Arrington also said that she and Hanes found “no staining in any of the other excavations,” only on Grid One.

Sanger ended his first round of cross examination by arguing that a decomposing body would have caused a substantial odor in that area of the property, although Arrington said that “the term ‘substantial odor’ is subjective,” and clarified that there are many environmental factors that could affect the strength of the smell. 

After Sanger asked a couple more questions, Arrington said that “a decomposing body in a shallow grave would give a strong odor.”

Ruben Flores’ attorney, Harold Mesick, told Arrington that the soil stain could have been caused by a variety of things, including plant material and diesel fuel. 

“One [reason] would be a decomposing body,” she added.

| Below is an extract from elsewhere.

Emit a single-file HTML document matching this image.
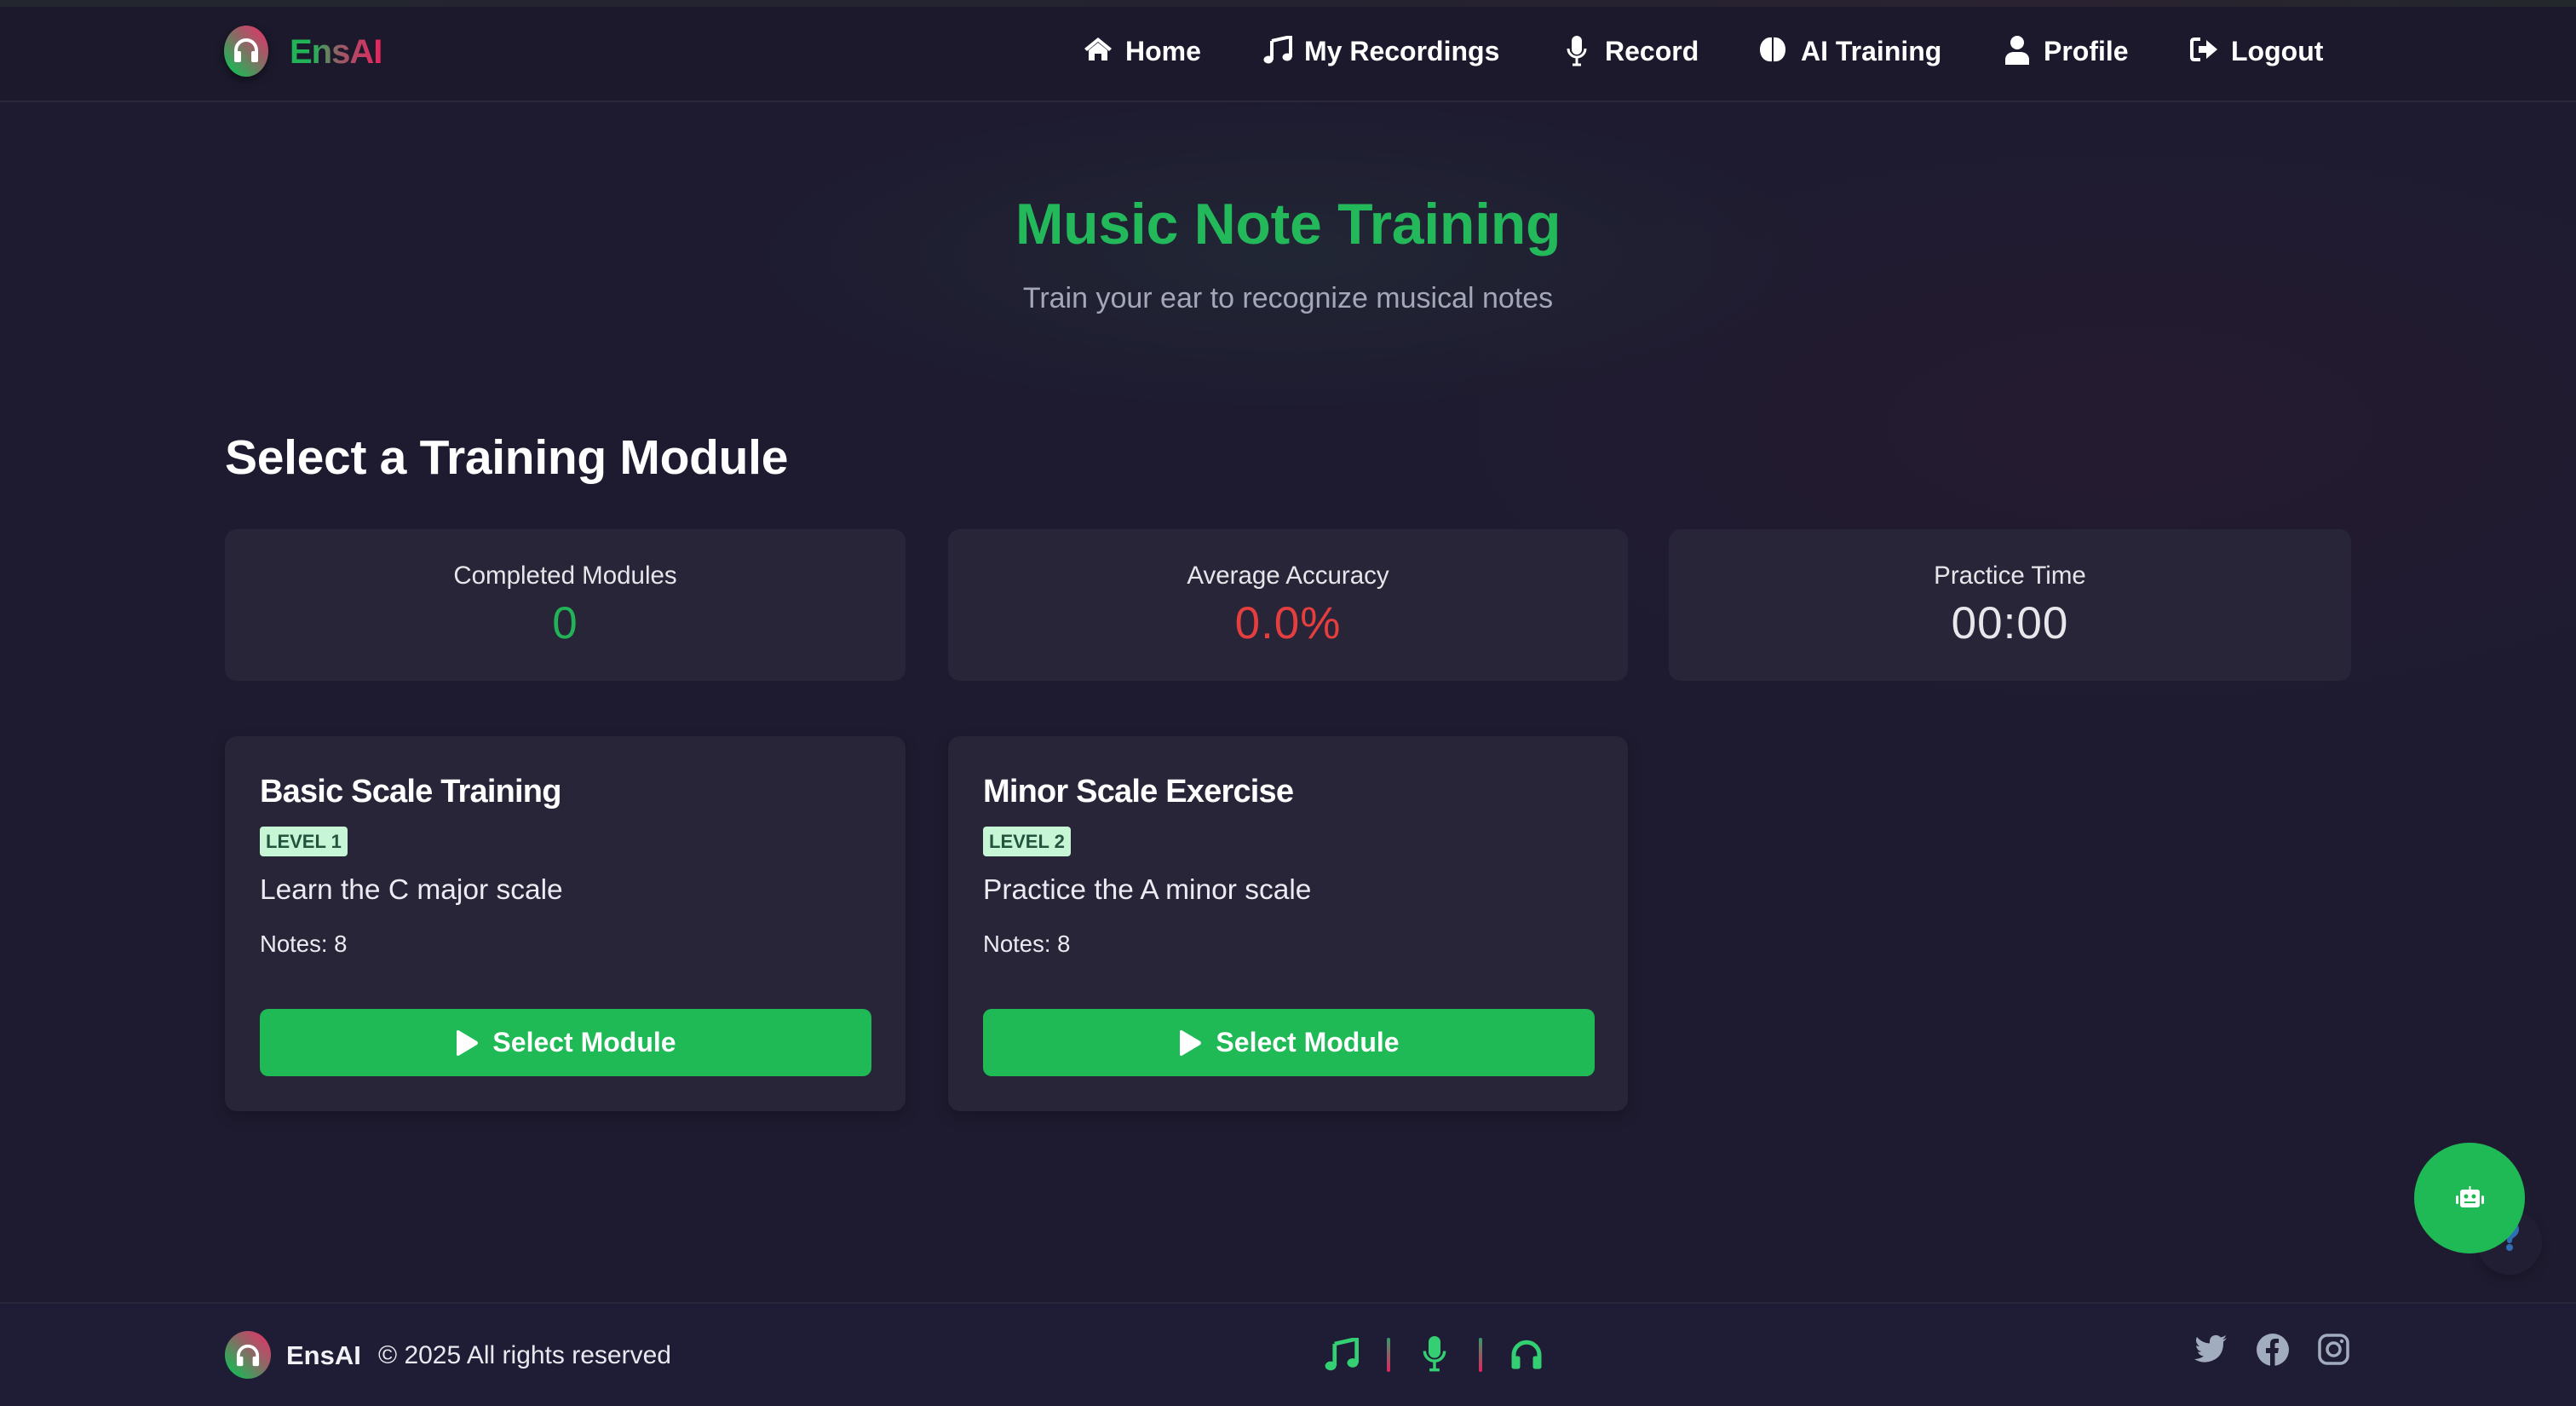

Mesick also said that the lack of stratigraphy in the soil could have been the result of glacier runoff or a flood, although Arrington said that was “not probable… based on the geography.”

Mesick then said that Smart’s body would have contained about 9 gallons of fluid, and argued that “there’s no staining to support 9 gallons of bodily fluid.”

Arrington agreed, but added that that would only be true if her body wasn’t wrapped in a semi-permeable membrane, such as a tarp.

“I just am having trouble,” Mesick said. “You’re drawing all your conclusions to support the prosecution’s theory.”

Peuvrelle intercepted this with an objection, which O’Keefe sustained.

Arrington agreed with Mesick when he said that the staining could have an explanation other than a decomposing body being placed in the soil.

Arrington later told Peuvrelle that decomposition stains are a good indicator of a burial site, because “as a body decomposes, the fluids leak from the body. And so you would not have a burial without a decomposition stain.”

Sanger clarified that, although fluid stains are a good indicator of a burial, stains can appear in soil without there being a burial. Arrington agreed.